In the realm of materials testing, ensuring the integrity and quality of materials is crucial. Two primary approaches are used for this purpose: non-destructive testing (NDT) and destructive testing (DT). Each method serves a specific role and offers unique advantages and limitations. In this blog, we’ll explore the key differences between non-destructive and destructive testing, helping you understand when and why to use each method.
1. What is Non-Destructive Testing (NDT)?
a. Definition and Purpose
Non-destructive testing (NDT) refers to a range of techniques used to evaluate the properties of a material or structure without causing any damage. The primary goal is to detect flaws, measure material properties, and ensure structural integrity while preserving the material for future use.
b. Key Techniques
1. Ultrasonic Testing (UT):
– Principle: Uses high-frequency sound waves to detect internal flaws and measure material thickness.
– Applications: Ideal for inspecting welds, pipes, and structural components.
2. Radiographic Testing (RT):
– Principle: Employs X-rays or gamma rays to create images of internal structures and detect defects.

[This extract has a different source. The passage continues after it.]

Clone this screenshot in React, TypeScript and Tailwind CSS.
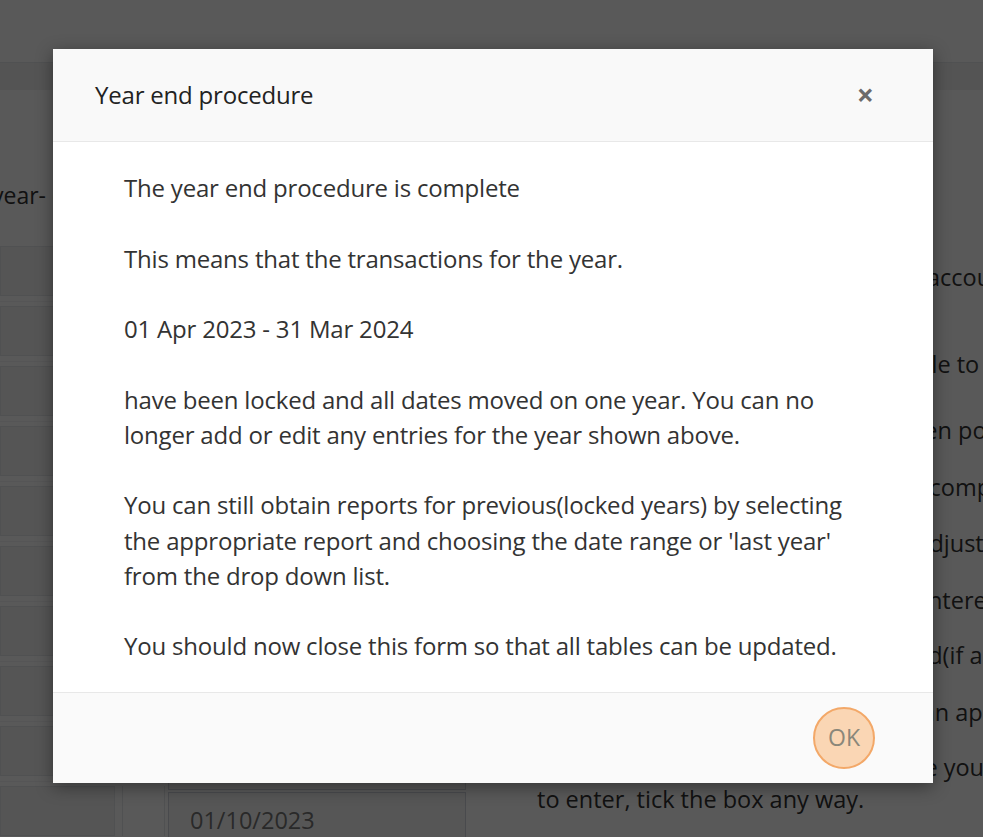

– Applications: Commonly used in inspecting welds, castings, and structural elements.
3. Magnetic Particle Testing (MPT):
– Principle: Uses magnetic fields and iron particles to detect surface and near-surface defects in ferromagnetic materials.
– Applications: Suitable for inspecting welds, forgings, and castings.
4. Dye Penetrant Testing (DPT):
– Principle: Involves applying a liquid dye to the surface of a material to reveal surface cracks and defects.
– Applications: Effective for detecting surface-breaking defects in non-porous materials.
c. Advantages
1. Preservation of Material: The material remains intact and usable after testing.
2. Early Detection: Allows for early detection of potential issues before they escalate.
3. Versatility: Can be applied to a wide range of materials and components.
d. Limitations
1. Detection Limits: May not detect all types of defects, especially those deep within the material.
2. Complexity: Requires skilled technicians and specialized equipment.
2. What is Destructive Testing (DT)?
a. Definition and Purpose
Destructive testing involves subjecting a material or component to conditions that cause failure or damage to assess its performance and properties. The primary aim is to understand how materials behave under stress and to evaluate their strength, durability, and other critical properties.
b. Key Techniques
1. Tensile Testing:
– Principle: Measures a material’s response to tensile stress until failure.
– Applications: Determines tensile strength, elongation, and modulus of elasticity.
2. Impact Testing:
– Principle: Assesses a material’s toughness by measuring its ability to absorb energy during a sudden impact.
– Applications: Evaluates ductility and fracture resistance.
3. Fatigue Testing:
– Principle: Subjects a material to cyclic loading to determine its endurance and resistance to fatigue failure.
– Applications: Important for components subjected to repetitive stress, such as in aerospace and automotive industries.
4. Hardness Testing:
– Principle: Measures a material’s resistance to indentation or scratching.
– Applications: Assesses hardness using methods like Rockwell, Vickers, or Brinell tests.
c. Advantages
1. Comprehensive Data: Provides detailed information on material properties and failure modes.
2. Validation: Ensures materials meet required specifications and standards.
3. Performance Insight: Offers insight into how materials will perform under real-world conditions.
d. Limitations
1. Destruction of Sample: The sample is permanently damaged or destroyed, limiting the number of tests that can be performed.
2. Cost and Time: Can be more costly and time-consuming due to the need for specialized equipment and the destruction of samples.
3. Choosing Between NDT and DT
a. When to Use Non-Destructive Testing
– Pre-Service Inspections: To detect flaws in materials before they are put into service.
– Routine Maintenance: For periodic inspections of components to ensure ongoing integrity.
– Quality Assurance: To confirm that materials meet required standards without damaging them.
b. When to Use Destructive Testing
– Material Development: To understand the behavior of new materials under stress.
– Certification: For certifying materials and components for safety and performance standards.
– Failure Analysis: To investigate the cause of a failure and improve material designs.
Understanding the distinctions between non-destructive and destructive testing helps in selecting the appropriate method based on the specific needs of a project. Each approach provides valuable insights that contribute to ensuring the safety, performance, and reliability of materials and components.